The point is, these commercials are billion-dollar affairs created by people who know how to manipulate. I enjoyed watching some of the Olympic coverage over the internet by CBC these last two weeks. But the fact is, reasonable people do not allow themselves to be exposed to too much propaganda. Putin is a very poor propagandist compared to Coke and Bell. It is too bad that the nature of our country is being determined in the boardrooms of advertising firms, rather than in the actual events of human civilization; not by what we are, but by what they tell us we are. They keep telling us about the spirit of Canada, this is Canada.
Now this manipulation includes gay men kissing on Bell commercials.
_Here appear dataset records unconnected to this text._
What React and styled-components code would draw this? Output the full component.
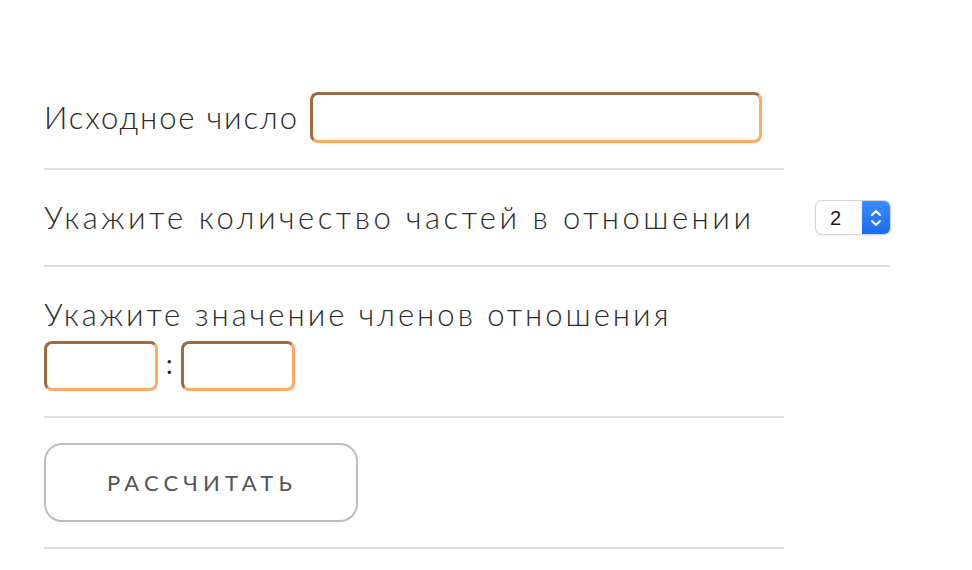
import React from 'react';
import styled, { createGlobalStyle } from 'styled-components';

const GlobalStyle = createGlobalStyle`
  html, body {
    margin: 0;
    padding: 0;
    background: #fff;
  }
  body {
    font-family: "Lato", "DejaVu Sans", sans-serif;
    color: #2b2b2b;
  }
`;

const Form = styled.form`
  width: 740px;
  padding: 67px 0 0 44px;
`;

const Row = styled.div`
  width: ${(p) => p.$width || 740}px;
  padding: 25px 0;
  border-bottom: 2px solid #e0e0e0;
  display: ${(p) => (p.$inline ? 'flex' : 'block')};
  align-items: center;
  justify-content: ${(p) => (p.$spread ? 'space-between' : 'flex-start')};
  gap: 11px;
`;

const Label = styled.label`
  font-size: 31px;
  font-weight: 300;
  line-height: 45px;
  letter-spacing: ${(p) => p.$spacing || 3}px;
  white-space: nowrap;
`;

const TextInput = styled.input`
  box-sizing: border-box;
  width: ${(p) => p.$w}px;
  height: ${(p) => p.$h}px;
  border-width: 3px;
  border-style: solid;
  border-top-color: #9d6a42;
  border-left-color: #9d6a42;
  border-bottom-color: #ffaa66;
  border-right-color: #ffaa66;
  border-radius: 8px;
  background: #fff;
  outline: none;
  font-size: 20px;
  padding: 0 10px;
`;

const Ratio = styled.div`
  display: flex;
  align-items: center;
  gap: 8px;
  margin-top: 4px;
`;

const Colon = styled.span`
  font-size: 26px;
  line-height: 1;
  color: #222;
  padding-bottom: 4px;
`;

const SelectWrap = styled.div`
  position: relative;
  width: 74px;
  height: 33px;
  border-radius: 6px;
  box-shadow: 0 0 0 1px #d4d4d4, 0 1px 2px rgba(0, 0, 0, 0.18);
  background: #fff;
  overflow: hidden;
`;

const NativeSelect = styled.select`
  appearance: none;
  -webkit-appearance: none;
  width: 100%;
  height: 100%;
  border: none;
  background: transparent;
  font-family: "Liberation Sans", Arial, sans-serif;
  font-size: 20px;
  color: #1a1a1a;
  padding: 0 0 0 14px;
  outline: none;
`;

const Stepper = styled.span`
  position: absolute;
  top: 0;
  right: 0;
  width: 28px;
  height: 100%;
  background: linear-gradient(#3d8cff, #1a6cf7);
  display: flex;
  align-items: center;
  justify-content: center;
  pointer-events: none;
`;

const Button = styled.button`
  width: 314px;
  height: 79px;
  background: #fff;
  border: 2px solid #bdbdbd;
  border-radius: 18px;
  font-family: "Lato", sans-serif;
  font-size: 22px;
  font-weight: 400;
  letter-spacing: 5.2px;
  padding-left: 8px;
  color: #555;
  cursor: pointer;
`;

export default function App() {
  return (
    <>
      <GlobalStyle />
      <Form onSubmit={(e) => e.preventDefault()}>
        <Row $inline>
          <Label htmlFor="num" $spacing={1.9}>Исходное число</Label>
          <TextInput id="num" type="text" $w={452} $h={51} />
        </Row>
        <Row $inline $spread $width={846}>
          <Label htmlFor="parts" $spacing={3.5}>Укажите количество частей в отношении</Label>
          <SelectWrap>
            <NativeSelect id="parts" defaultValue="2">
              <option value="2">2</option>
              <option value="3">3</option>
              <option value="4">4</option>
            </NativeSelect>
            <Stepper>
              <svg width="14" height="22" viewBox="0 0 14 22" fill="none" stroke="#fff" strokeWidth="2" strokeLinecap="round" strokeLinejoin="round">
                <path d="M3 8 L7 4 L11 8" />
                <path d="M3 14 L7 18 L11 14" />
              </svg>
            </Stepper>
          </SelectWrap>
        </Row>
        <Row>
          <Label>Укажите значение членов отношения</Label>
          <Ratio>
            <TextInput type="text" $w={114} $h={50} />
            <Colon>:</Colon>
            <TextInput type="text" $w={114} $h={50} />
          </Ratio>
        </Row>
        <Row>
          <Button type="submit">РАССЧИТАТЬ</Button>
        </Row>
      </Form>
    </>
  );
}
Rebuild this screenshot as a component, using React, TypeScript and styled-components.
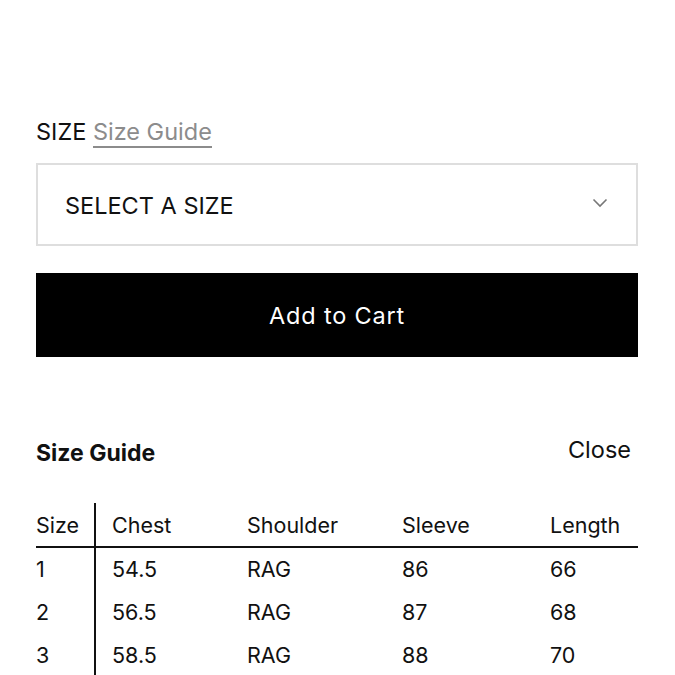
import React from 'react';
import styled, {createGlobalStyle} from "styled-components";

const GlobalStyle = createGlobalStyle`
  * {
    box-sizing: border-box;
  }

  body {
    margin: 0;
    background: #fff;
    color: #111;
    font-family: Inter, "Noto Sans", "Liberation Sans", sans-serif;
  }
`

const rows = [
    ['1', '54.5', 'RAG', '86', '66'],
    ['2', '56.5', 'RAG', '87', '68'],
    ['3', '58.5', 'RAG', '88', '70'],
]

const headers = ['Size', 'Chest', 'Shoulder', 'Sleeve', 'Length']

const App = () => {
    return (
        <Page>
            <GlobalStyle/>
            <SizeLabel>
                SIZE <GuideLink>Size Guide</GuideLink>
            </SizeLabel>
            <Select>
                <span>SELECT A SIZE</span>
                <svg width="16" height="10" viewBox="0 0 16 10" fill="none">
                    <path d="M1.5 1.5 L8 8 L14.5 1.5" stroke="#777" strokeWidth="1.6"/>
                </svg>
            </Select>
            <CartButton>Add to Cart</CartButton>

            <GuideHead>
                <GuideTitle>Size Guide</GuideTitle>
                <CloseLink>Close</CloseLink>
            </GuideHead>

            <Table>
                <colgroup>
                    <col style={{width: 59}}/>
                    <col style={{width: 136}}/>
                    <col style={{width: 155}}/>
                    <col style={{width: 148}}/>
                    <col style={{width: 104}}/>
                </colgroup>
                <thead>
                <HeadRow>
                    {headers.map(h => <th key={h}>{h}</th>)}
                </HeadRow>
                </thead>
                <tbody>
                {rows.map(r => (
                    <BodyRow key={r[0]}>
                        {r.map((c, i) => <td key={i}>{c}</td>)}
                    </BodyRow>
                ))}
                </tbody>
            </Table>
        </Page>
    );
};

export default App;


const Page = styled.div`
  padding: 117px 37px 0 36px;
  width: 675px;
  height: 675px;
  overflow: hidden;
`

const SizeLabel = styled.div`
  font-size: 23.5px;
  line-height: 29px;
  color: #111;
  margin-bottom: 17px;
`

const GuideLink = styled.span`
  color: #8c8c8c;
  border-bottom: 2px solid #8c8c8c;
  padding-bottom: 0;
`

const Select = styled.div`
  display: flex;
  align-items: center;
  justify-content: space-between;
  height: 83px;
  border: 2px solid #dedede;
  padding: 0 28px 0 27px;
  font-size: 23.5px;
  color: #111;
  margin-bottom: 27px;

  & span {
    margin-top: 2px;
  }

  & svg {
    margin-top: -3px;
  }
`

const CartButton = styled.button`
  display: block;
  width: 100%;
  height: 84px;
  background: #000;
  color: #fff;
  border: none;
  font-family: inherit;
  font-size: 23.5px;
  letter-spacing: 0.8px;
  margin-bottom: 78px;
`

const GuideHead = styled.div`
  display: flex;
  justify-content: space-between;
  align-items: flex-start;
  padding-right: 7px;
  margin-bottom: 35px;
`

const GuideTitle = styled.div`
  font-weight: 700;
  font-size: 23px;
  line-height: 29px;
  padding-top: 4px;
`

const CloseLink = styled.div`
  font-size: 23.5px;
  line-height: 29px;
`

const Table = styled.table`
  width: 100%;
  table-layout: fixed;
  border-collapse: collapse;
  font-size: 21.5px;

  & th, & td {
    text-align: left;
    font-weight: 400;
    padding: 0 0 0 16px;
    white-space: nowrap;
  }

  & th:first-child, & td:first-child {
    padding-left: 0;
    border-right: 2px solid #111;
  }
`

const HeadRow = styled.tr`
  height: 44px;
  border-bottom: 2px solid #111;
`

const BodyRow = styled.tr`
  height: 43px;
`
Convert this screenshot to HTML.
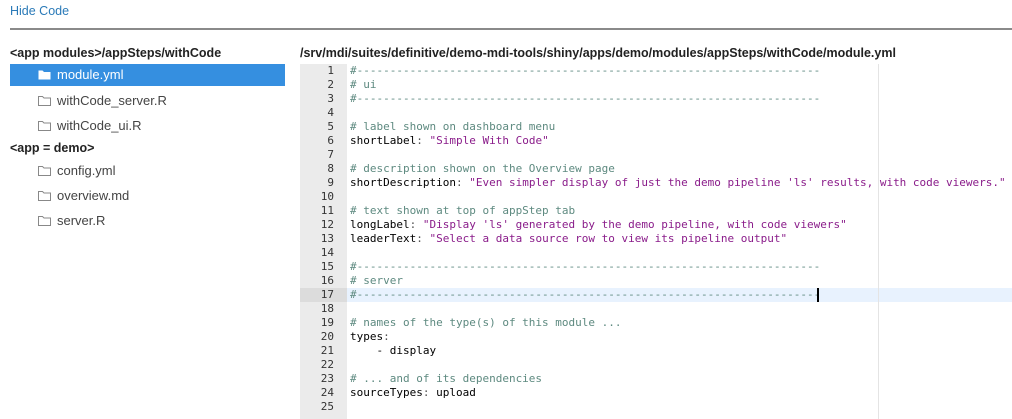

My question is, I was morally outraged when I realized big companies (such as the American company, Coca-Cola) were trying to tell me what it is to be Canadian. When will others be outraged? But my melancholy realization is that they won’t be, because the creators of these commercials are usually clever enough to know how to manipulate subtly. Sometimes they get it wrong, but most times their mindless fluff is just enough to get us to think that some disgusting brink that has twelve teaspoons of sugar in it is the ultimate thirst-quencher, or that those paper-thin burgers that give me the runs make me a true Canadian and bring me lots of good-looking, thin, multi-racial friends with iPhones.
Bell includes a one-second flash of two men kissing, enough, their research has told them, to be appreciated by homosexualists, not enough to offend other paying customers. It's not about right and wrong. It's about what sells. Nor will Google chose to lose profits over its support; nor will TD. Don't applaud Bell's daring, decry their cowardice. They are following cultural trends, not leading. Enough, Bell, but not too much, as you well know.